TASK DETAILS :: From the listing below, pull out all lines with "React" in them.

Raw records
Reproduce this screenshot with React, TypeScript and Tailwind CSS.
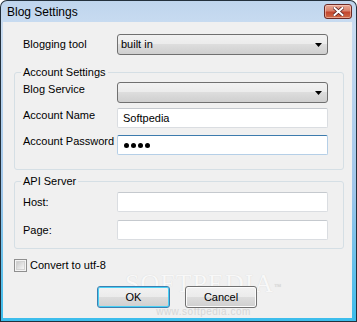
import React from "react";

function Arrow() {
  return (
    <svg width="7" height="4" viewBox="0 0 7 4" className="block">
      <path d="M0 0H7L3.5 4Z" fill="#000" />
    </svg>
  );
}

function Select({ value }: { value?: string }) {
  return (
    <div className="w-[211px] h-[21px] rounded-[3px] border border-[#707070] bg-[linear-gradient(to_bottom,#f2f2f2_0%,#ebebeb_50%,#dddddd_50%,#cfcfcf_100%)] flex items-center justify-between pl-[3px] pr-[5px]">
      <span className="text-[11px] leading-[13px] text-black">{value}</span>
      <Arrow />
    </div>
  );
}

function Input({ value, focused, password }: { value?: string; focused?: boolean; password?: boolean }) {
  return (
    <div
      className={
        "w-[211px] h-[20px] rounded-[2px] bg-white border flex items-center pl-[5px] " +
        (focused ? "border-[#b5cfe7] border-t-[#3d7bad]" : "border-[#dadde1] border-t-[#c5c9ce]")
      }
    >
      {password ? (
        <div className="flex gap-[2px] ml-[1px]">
          <span className="w-[5px] h-[5px] rounded-full bg-black" />
          <span className="w-[5px] h-[5px] rounded-full bg-black" />
          <span className="w-[5px] h-[5px] rounded-full bg-black" />
          <span className="w-[5px] h-[5px] rounded-full bg-black" />
        </div>
      ) : (
        <span className="text-[11px] leading-[13px] text-black">{value}</span>
      )}
    </div>
  );
}

function Button({ label, def }: { label: string; def?: boolean }) {
  return (
    <div
      className={
        "h-[22px] rounded-[3px] border flex items-center justify-center bg-[linear-gradient(to_bottom,#f2f2f2_0%,#ebebeb_50%,#dddddd_50%,#cfcfcf_100%)] " +
        (def ? "w-[73px] border-[#3c7fb1] shadow-[inset_0_0_0_1px_#48d0f5]" : "w-[72px] border-[#707070] shadow-[inset_0_0_0_1px_#fcfcfc]")
      }
    >
      <span className="text-[11px] leading-[13px] text-black">{label}</span>
    </div>
  );
}

export default function App() {
  return (
    <div className="w-[357px] h-[322px] bg-[#23303c] p-[1px] rounded-t-[7px] font-['Liberation_Sans',Arial,sans-serif]">
      <div className="w-full h-full rounded-t-[6px] bg-[linear-gradient(to_bottom,#bfd5ed_0%,#c9dcf1_8%,#9fc6ea_60%,#3bbdec_100%)] flex flex-col">
        {/* Title bar */}
        <div className="h-[21px] flex items-start justify-between">
          <span className="ml-[6px] mt-[4px] text-[12px] leading-[14px] text-black">Blog Settings</span>
          <div className="mt-[3px] mr-[4px] w-[28px] h-[15px] rounded-[3px] border border-[#6d2a26] bg-[linear-gradient(to_bottom,#e8a895_0%,#d9826c_45%,#c3452e_55%,#cf6b48_100%)] flex items-center justify-center shadow-[inset_0_0_0_1px_rgba(255,220,210,0.5)]">
            <svg width="11" height="9" viewBox="0 0 11 9">
              <path d="M1.5 1L9.5 8M9.5 1L1.5 8" stroke="#5a2020" strokeWidth="3.6" strokeLinecap="square" />
              <path d="M1.5 1L9.5 8M9.5 1L1.5 8" stroke="#ffffff" strokeWidth="2" strokeLinecap="square" />
            </svg>
          </div>
        </div>

        {/* Client area */}
        <div className="relative ml-[2px] mr-[4px] mb-[3px] h-[296px] bg-[#f0f0f0] pl-[11px] text-[11px] leading-[13px] text-black">
          {/* Row 1 */}
          <div className="flex items-center mt-[12px]">
            <div className="w-[103px] pl-[9px]">Blogging tool</div>
            <Select value="built in" />
          </div>

          {/* Account Settings */}
          <fieldset className="mt-[11px] w-[330px] border border-[#d5dfe5] rounded-[3px] pt-[3px] pb-[14px]">
            <legend className="ml-[6px] px-[2px] leading-[13px]">Account Settings</legend>
            <div className="flex items-start">
              <div className="w-[102px] pl-[8px] pt-[1px]">Blog Service</div>
              <Select />
            </div>
            <div className="flex items-start mt-[5px]">
              <div className="w-[102px] pl-[8px] pt-[1px]">Account Name</div>
              <Input value="Softpedia" />
            </div>
            <div className="flex items-start mt-[7px]">
              <div className="w-[102px] pl-[8px]">Account Password</div>
              <Input focused password />
            </div>
          </fieldset>

          {/* API Server */}
          <fieldset className="mt-[5px] w-[330px] border border-[#d5dfe5] rounded-[3px] pt-[4px] pb-[8px]">
            <legend className="ml-[6px] px-[2px] leading-[13px]">API Server</legend>
            <div className="flex items-center">
              <div className="w-[102px] pl-[8px]">Host:</div>
              <Input />
            </div>
            <div className="flex items-center mt-[8px]">
              <div className="w-[102px] pl-[8px]">Page:</div>
              <Input />
            </div>
          </fieldset>

          {/* Checkbox */}
          <div className="flex items-center mt-[10px]">
            <div className="w-[13px] h-[13px] border border-[#8f8f8f] bg-[#f4f4f4] flex items-center justify-center">
              <div className="w-[9px] h-[9px] border border-[#d2d2d2] bg-[linear-gradient(135deg,#cbcbcb,#f6f6f6)]" />
            </div>
            <span className="ml-[3px]">Convert to utf-8</span>
          </div>

          {/* Watermark */}
          <div className="absolute left-[122px] top-[249px] pointer-events-none select-none flex flex-col items-center">
            <span className="font-['Liberation_Serif',serif] text-[26px] leading-[26px] tracking-[1px] text-[#f8f8f8] [text-shadow:0_0_1px_#d4d4d4]">
              SOFTPEDIA<sup className="text-[7px] text-[#d4d4d4]">™</sup>
            </span>
            <span className="mt-[9px] text-[10px] leading-[11px] tracking-[0.5px] text-[#d6d6d6]">www.softpedia.com</span>
          </div>

          {/* Buttons */}
          <div className="relative flex mt-[14px] ml-[83px] gap-[15px]">
            <Button label="OK" def />
            <Button label="Cancel" />
          </div>
        </div>
      </div>
    </div>
  );
}
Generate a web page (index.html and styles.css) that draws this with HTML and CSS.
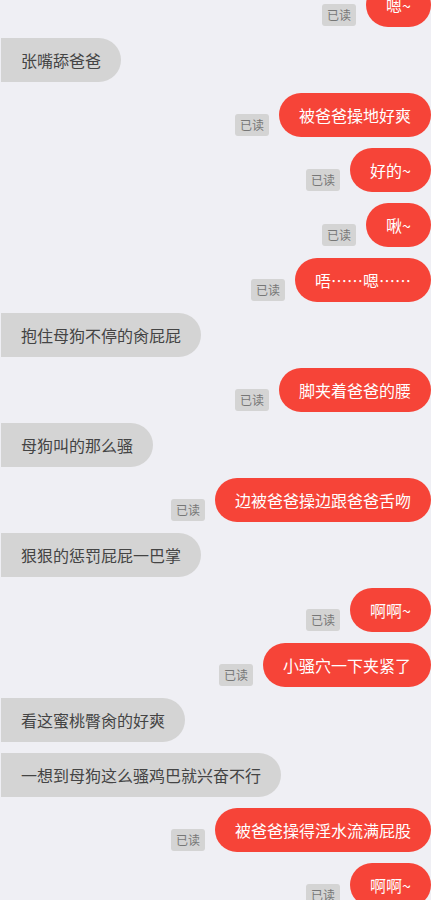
FILE: index.html
```html
<!DOCTYPE html>
<html lang="zh-CN">
<head>
    <meta charset="UTF-8">
    <meta name="viewport" content="width=device-width, initial-scale=1.0">
    <title>聊天</title>
    <link rel="stylesheet" href="styles.css">
</head>
<body>
    <div class="chat">
        <div class="row me"><span class="read">已读</span><div class="bubble">嗯~</div></div>
        <div class="row other"><div class="bubble">张嘴舔爸爸</div></div>
        <div class="row me"><span class="read">已读</span><div class="bubble">被爸爸操地好爽</div></div>
        <div class="row me"><span class="read">已读</span><div class="bubble">好的~</div></div>
        <div class="row me"><span class="read">已读</span><div class="bubble">啾~</div></div>
        <div class="row me"><span class="read">已读</span><div class="bubble">唔……嗯……</div></div>
        <div class="row other"><div class="bubble">抱住母狗不停的肏屁屁</div></div>
        <div class="row me"><span class="read">已读</span><div class="bubble">脚夹着爸爸的腰</div></div>
        <div class="row other"><div class="bubble">母狗叫的那么骚</div></div>
        <div class="row me"><span class="read">已读</span><div class="bubble">边被爸爸操边跟爸爸舌吻</div></div>
        <div class="row other"><div class="bubble">狠狠的惩罚屁屁一巴掌</div></div>
        <div class="row me"><span class="read">已读</span><div class="bubble">啊啊~</div></div>
        <div class="row me"><span class="read">已读</span><div class="bubble">小骚穴一下夹紧了</div></div>
        <div class="row other"><div class="bubble">看这蜜桃臀肏的好爽</div></div>
        <div class="row other"><div class="bubble">一想到母狗这么骚鸡巴就兴奋不行</div></div>
        <div class="row me"><span class="read">已读</span><div class="bubble">被爸爸操得淫水流满屁股</div></div>
        <div class="row me"><span class="read">已读</span><div class="bubble">啊啊~</div></div>
    </div>
</body>
</html>
```

FILE: styles.css
```css
body {
    margin: 0;
    padding: 0;
    background-color: #efeff4;
    font-family: "Noto Sans CJK SC", "Noto Sans", sans-serif;
    overflow: hidden;
}
.chat {
    display: flex;
    flex-direction: column;
    gap: 11px;
    margin-top: -17px;
}
.row {
    display: flex;
    align-items: flex-end;
}
.row.me {
    justify-content: flex-end;
}
.row.other {
    justify-content: flex-start;
    padding-left: 1px;
}
.bubble {
    height: 44px;
    line-height: 44px;
    padding: 0 20px;
    font-size: 16px;
    white-space: nowrap;
}
.me .bubble {
    background-color: #f64438;
    color: #ffffff;
    border-radius: 22px;
}
.other .bubble {
    background-color: #d4d4d4;
    color: #444444;
    border-radius: 0 22px 22px 0;
}
.read {
    background-color: #d4d4d4;
    color: #777777;
    font-size: 12px;
    line-height: 22px;
    height: 22px;
    padding: 0 5px;
    border-radius: 3px;
    margin-right: 10px;
    margin-bottom: 1px;
}
```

FINAL RESULT ::
Reproduce this screenshot with React, TypeScript and Tailwind CSS.
import React from "react";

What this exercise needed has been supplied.